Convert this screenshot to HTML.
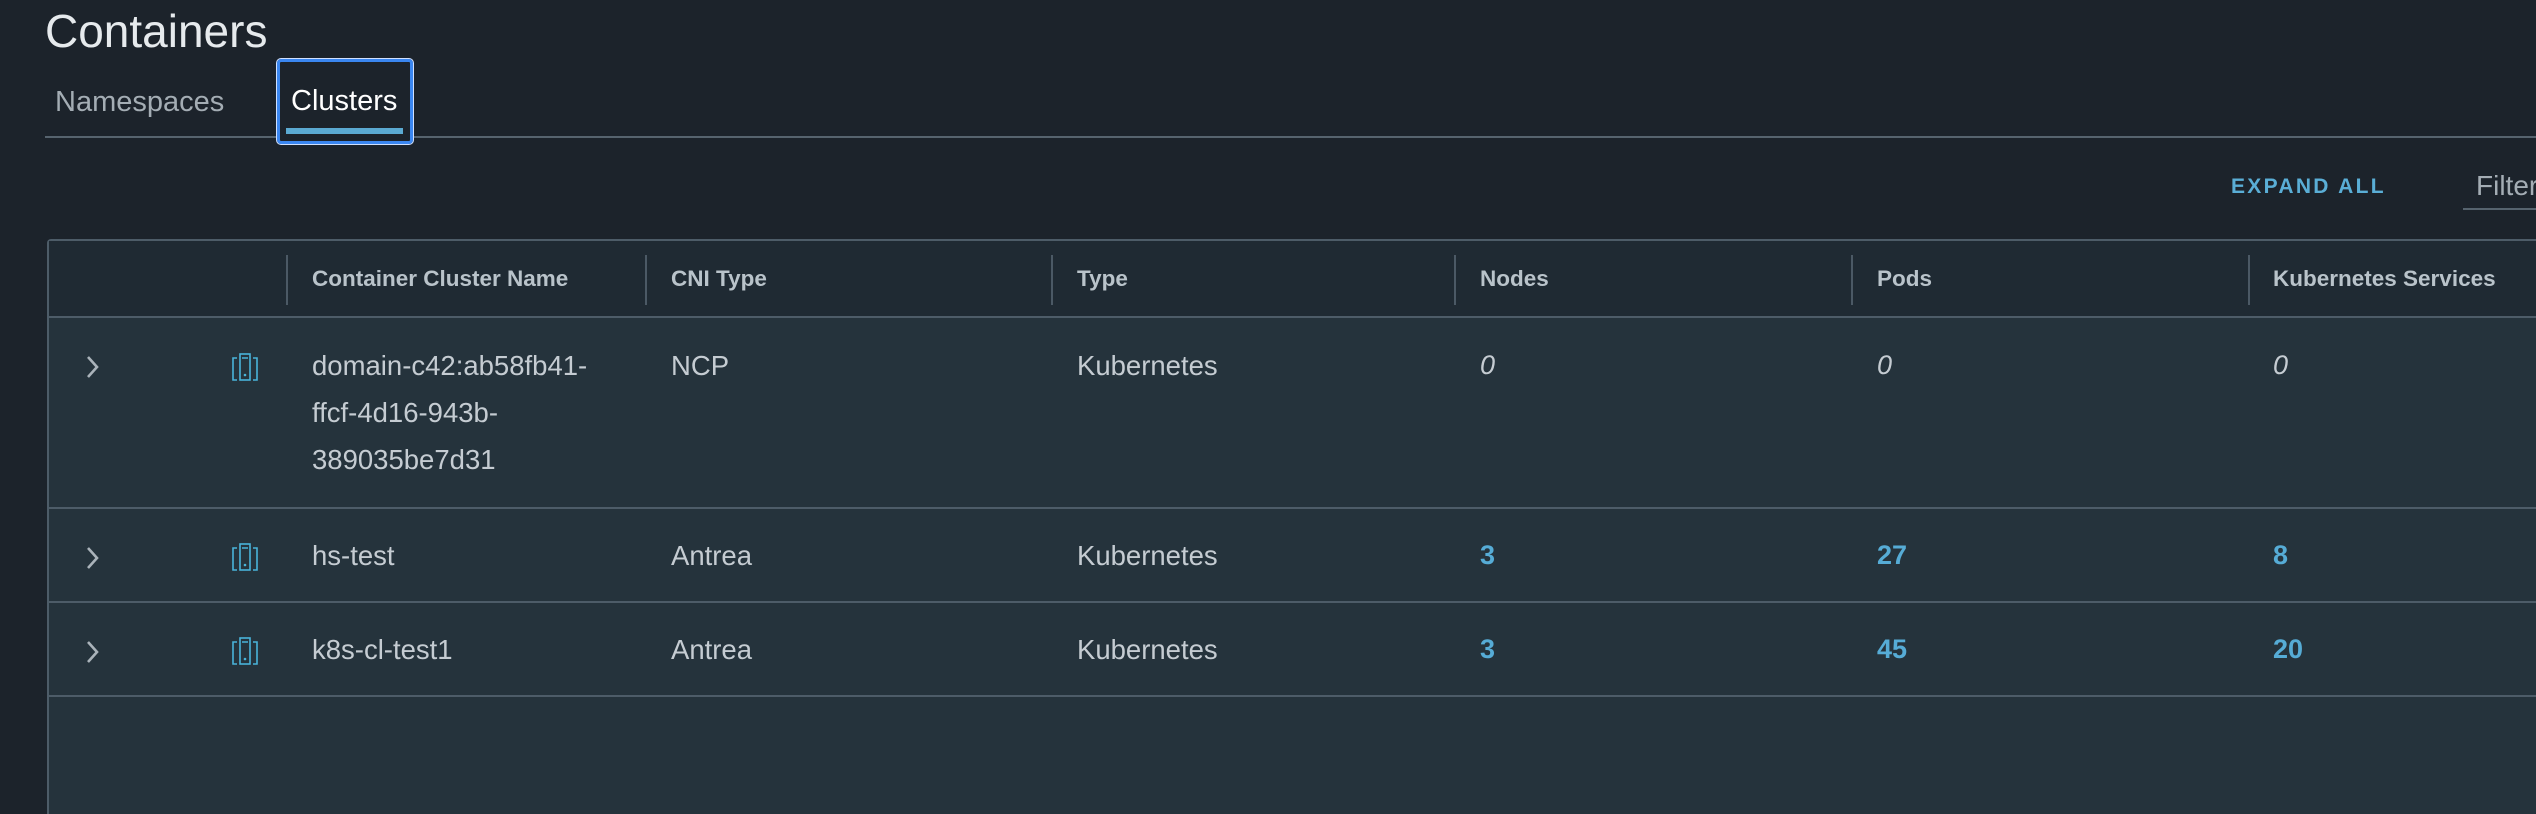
<!DOCTYPE html>
<html><head><meta charset="utf-8"><style>
body{margin:0;width:2536px;height:814px;background:#1c232b;overflow:hidden;font-family:"Liberation Sans",sans-serif;position:relative;color:#c5ccd2}
.a{position:absolute;white-space:nowrap}
.h{font-size:22.5px;font-weight:bold;color:#b9c3ca;top:266px}
.c{font-size:27.5px;color:#c5ccd2}
.n{font-size:27px;font-weight:bold;color:#56acd6}
.z{font-size:27px;font-style:italic;color:#c5ccd2}
.vl{position:absolute;top:255px;width:2px;height:50px;background:#4b5965}
.hl{position:absolute;left:47px;right:0;height:2px;background:#4d5c68}
.chev{position:absolute;left:83px;width:18px;height:28px}
.ico{position:absolute;left:232px;width:26px;height:28px}
</style></head><body>
<div class="a" style="left:45px;top:4px;font-size:46px;color:#e6eaed">Containers</div>
<div class="a" style="left:55px;top:86px;font-size:29px;color:#a4adb4">Namespaces</div>
<div style="position:absolute;left:45px;right:0;top:136px;height:2px;background:#56636e"></div>
<div style="position:absolute;left:277px;top:59px;width:130px;height:79px;border:3px solid #3a86f0;border-radius:4px;outline:1px solid #cfe0ff;background:#1c232b"></div>
<div class="a" style="left:291px;top:85px;font-size:29px;color:#fff">Clusters</div>
<div style="position:absolute;left:286px;top:128px;width:117px;height:6px;background:#5baad2"></div>
<div class="a" style="left:2231px;top:175px;font-size:21px;font-weight:bold;letter-spacing:2.3px;color:#5aaed6">EXPAND ALL</div>
<div class="a" style="left:2476px;top:170px;font-size:28px;color:#a4adb4">Filter</div>
<div style="position:absolute;left:2463px;right:0;top:208px;height:2px;background:#56636e"></div>
<div style="position:absolute;left:47px;right:0;top:239px;bottom:0;background:#25333c;border-left:2px solid #4d5c68;border-top:2px solid #4d5c68;border-top-left-radius:4px"></div>
<div style="position:absolute;left:49px;right:0;top:241px;height:76px;background:#1f2a33"></div>
<div class="hl" style="top:316px"></div>
<div class="vl" style="left:286px"></div><div class="vl" style="left:645px"></div><div class="vl" style="left:1051px"></div><div class="vl" style="left:1454px"></div><div class="vl" style="left:1851px"></div><div class="vl" style="left:2248px"></div>
<div class="a h" style="left:312px">Container Cluster Name</div>
<div class="a h" style="left:671px">CNI Type</div>
<div class="a h" style="left:1077px">Type</div>
<div class="a h" style="left:1480px">Nodes</div>
<div class="a h" style="left:1877px">Pods</div>
<div class="a h" style="left:2273px">Kubernetes Services</div>
<div class="hl" style="top:507px"></div>
<div class="hl" style="top:601px"></div>
<div class="hl" style="top:695px"></div>
<svg class="chev" style="top:353px" viewBox="0 0 18 28"><path d="M5 4l9 10-9 10" fill="none" stroke="#aab3ba" stroke-width="2.6"/></svg>
<svg class="chev" style="top:544px" viewBox="0 0 18 28"><path d="M5 4l9 10-9 10" fill="none" stroke="#aab3ba" stroke-width="2.6"/></svg>
<svg class="chev" style="top:638px" viewBox="0 0 18 28"><path d="M5 4l9 10-9 10" fill="none" stroke="#aab3ba" stroke-width="2.6"/></svg>
<svg class="ico" style="top:353px" viewBox="0 0 26 28"><g fill="none" stroke="#49b3d9" stroke-width="1.6"><rect x="8" y="1" width="10" height="26"/><path d="M10 5h6M5 5H1v22h4M21 5h4v22h-4"/></g><circle cx="13" cy="22" r="1.3" fill="#49b3d9"/></svg>
<svg class="ico" style="top:543px" viewBox="0 0 26 28"><g fill="none" stroke="#49b3d9" stroke-width="1.6"><rect x="8" y="1" width="10" height="26"/><path d="M10 5h6M5 5H1v22h4M21 5h4v22h-4"/></g><circle cx="13" cy="22" r="1.3" fill="#49b3d9"/></svg>
<svg class="ico" style="top:637px" viewBox="0 0 26 28"><g fill="none" stroke="#49b3d9" stroke-width="1.6"><rect x="8" y="1" width="10" height="26"/><path d="M10 5h6M5 5H1v22h4M21 5h4v22h-4"/></g><circle cx="13" cy="22" r="1.3" fill="#49b3d9"/></svg>
<div class="a c" style="left:312px;top:342px;line-height:47px">domain-c42:ab58fb41-<br>ffcf-4d16-943b-<br>389035be7d31</div>
<div class="a c" style="left:671px;top:342px;line-height:47px">NCP</div>
<div class="a c" style="left:1077px;top:342px;line-height:47px">Kubernetes</div>
<div class="a z" style="left:1480px;top:342px;line-height:47px">0</div>
<div class="a z" style="left:1877px;top:342px;line-height:47px">0</div>
<div class="a z" style="left:2273px;top:342px;line-height:47px">0</div>
<div class="a c" style="left:312px;top:532px;line-height:47px">hs-test</div>
<div class="a c" style="left:671px;top:532px;line-height:47px">Antrea</div>
<div class="a c" style="left:1077px;top:532px;line-height:47px">Kubernetes</div>
<div class="a n" style="left:1480px;top:532px;line-height:47px">3</div>
<div class="a n" style="left:1877px;top:532px;line-height:47px">27</div>
<div class="a n" style="left:2273px;top:532px;line-height:47px">8</div>
<div class="a c" style="left:312px;top:626px;line-height:47px">k8s-cl-test1</div>
<div class="a c" style="left:671px;top:626px;line-height:47px">Antrea</div>
<div class="a c" style="left:1077px;top:626px;line-height:47px">Kubernetes</div>
<div class="a n" style="left:1480px;top:626px;line-height:47px">3</div>
<div class="a n" style="left:1877px;top:626px;line-height:47px">45</div>
<div class="a n" style="left:2273px;top:626px;line-height:47px">20</div>
</body></html>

━━━━━━━━━━

## YOUR OBJECTIVE
Repeat the full listing above exactly, with no pictures in the copy.

## ANSWER
Convert this screenshot to HTML.
<!DOCTYPE html>
<html><head><meta charset="utf-8"><style>
body{margin:0;width:2536px;height:814px;background:#1c232b;overflow:hidden;font-family:"Liberation Sans",sans-serif;position:relative;color:#c5ccd2}
.a{position:absolute;white-space:nowrap}
.h{font-size:22.5px;font-weight:bold;color:#b9c3ca;top:266px}
.c{font-size:27.5px;color:#c5ccd2}
.n{font-size:27px;font-weight:bold;color:#56acd6}
.z{font-size:27px;font-style:italic;color:#c5ccd2}
.vl{position:absolute;top:255px;width:2px;height:50px;background:#4b5965}
.hl{position:absolute;left:47px;right:0;height:2px;background:#4d5c68}
.chev{position:absolute;left:83px;width:18px;height:28px}
.ico{position:absolute;left:232px;width:26px;height:28px}
</style></head><body>
<div class="a" style="left:45px;top:4px;font-size:46px;color:#e6eaed">Containers</div>
<div class="a" style="left:55px;top:86px;font-size:29px;color:#a4adb4">Namespaces</div>
<div style="position:absolute;left:45px;right:0;top:136px;height:2px;background:#56636e"></div>
<div style="position:absolute;left:277px;top:59px;width:130px;height:79px;border:3px solid #3a86f0;border-radius:4px;outline:1px solid #cfe0ff;background:#1c232b"></div>
<div class="a" style="left:291px;top:85px;font-size:29px;color:#fff">Clusters</div>
<div style="position:absolute;left:286px;top:128px;width:117px;height:6px;background:#5baad2"></div>
<div class="a" style="left:2231px;top:175px;font-size:21px;font-weight:bold;letter-spacing:2.3px;color:#5aaed6">EXPAND ALL</div>
<div class="a" style="left:2476px;top:170px;font-size:28px;color:#a4adb4">Filter</div>
<div style="position:absolute;left:2463px;right:0;top:208px;height:2px;background:#56636e"></div>
<div style="position:absolute;left:47px;right:0;top:239px;bottom:0;background:#25333c;border-left:2px solid #4d5c68;border-top:2px solid #4d5c68;border-top-left-radius:4px"></div>
<div style="position:absolute;left:49px;right:0;top:241px;height:76px;background:#1f2a33"></div>
<div class="hl" style="top:316px"></div>
<div class="vl" style="left:286px"></div><div class="vl" style="left:645px"></div><div class="vl" style="left:1051px"></div><div class="vl" style="left:1454px"></div><div class="vl" style="left:1851px"></div><div class="vl" style="left:2248px"></div>
<div class="a h" style="left:312px">Container Cluster Name</div>
<div class="a h" style="left:671px">CNI Type</div>
<div class="a h" style="left:1077px">Type</div>
<div class="a h" style="left:1480px">Nodes</div>
<div class="a h" style="left:1877px">Pods</div>
<div class="a h" style="left:2273px">Kubernetes Services</div>
<div class="hl" style="top:507px"></div>
<div class="hl" style="top:601px"></div>
<div class="hl" style="top:695px"></div>
<svg class="chev" style="top:353px" viewBox="0 0 18 28"><path d="M5 4l9 10-9 10" fill="none" stroke="#aab3ba" stroke-width="2.6"/></svg>
<svg class="chev" style="top:544px" viewBox="0 0 18 28"><path d="M5 4l9 10-9 10" fill="none" stroke="#aab3ba" stroke-width="2.6"/></svg>
<svg class="chev" style="top:638px" viewBox="0 0 18 28"><path d="M5 4l9 10-9 10" fill="none" stroke="#aab3ba" stroke-width="2.6"/></svg>
<svg class="ico" style="top:353px" viewBox="0 0 26 28"><g fill="none" stroke="#49b3d9" stroke-width="1.6"><rect x="8" y="1" width="10" height="26"/><path d="M10 5h6M5 5H1v22h4M21 5h4v22h-4"/></g><circle cx="13" cy="22" r="1.3" fill="#49b3d9"/></svg>
<svg class="ico" style="top:543px" viewBox="0 0 26 28"><g fill="none" stroke="#49b3d9" stroke-width="1.6"><rect x="8" y="1" width="10" height="26"/><path d="M10 5h6M5 5H1v22h4M21 5h4v22h-4"/></g><circle cx="13" cy="22" r="1.3" fill="#49b3d9"/></svg>
<svg class="ico" style="top:637px" viewBox="0 0 26 28"><g fill="none" stroke="#49b3d9" stroke-width="1.6"><rect x="8" y="1" width="10" height="26"/><path d="M10 5h6M5 5H1v22h4M21 5h4v22h-4"/></g><circle cx="13" cy="22" r="1.3" fill="#49b3d9"/></svg>
<div class="a c" style="left:312px;top:342px;line-height:47px">domain-c42:ab58fb41-<br>ffcf-4d16-943b-<br>389035be7d31</div>
<div class="a c" style="left:671px;top:342px;line-height:47px">NCP</div>
<div class="a c" style="left:1077px;top:342px;line-height:47px">Kubernetes</div>
<div class="a z" style="left:1480px;top:342px;line-height:47px">0</div>
<div class="a z" style="left:1877px;top:342px;line-height:47px">0</div>
<div class="a z" style="left:2273px;top:342px;line-height:47px">0</div>
<div class="a c" style="left:312px;top:532px;line-height:47px">hs-test</div>
<div class="a c" style="left:671px;top:532px;line-height:47px">Antrea</div>
<div class="a c" style="left:1077px;top:532px;line-height:47px">Kubernetes</div>
<div class="a n" style="left:1480px;top:532px;line-height:47px">3</div>
<div class="a n" style="left:1877px;top:532px;line-height:47px">27</div>
<div class="a n" style="left:2273px;top:532px;line-height:47px">8</div>
<div class="a c" style="left:312px;top:626px;line-height:47px">k8s-cl-test1</div>
<div class="a c" style="left:671px;top:626px;line-height:47px">Antrea</div>
<div class="a c" style="left:1077px;top:626px;line-height:47px">Kubernetes</div>
<div class="a n" style="left:1480px;top:626px;line-height:47px">3</div>
<div class="a n" style="left:1877px;top:626px;line-height:47px">45</div>
<div class="a n" style="left:2273px;top:626px;line-height:47px">20</div>
</body></html>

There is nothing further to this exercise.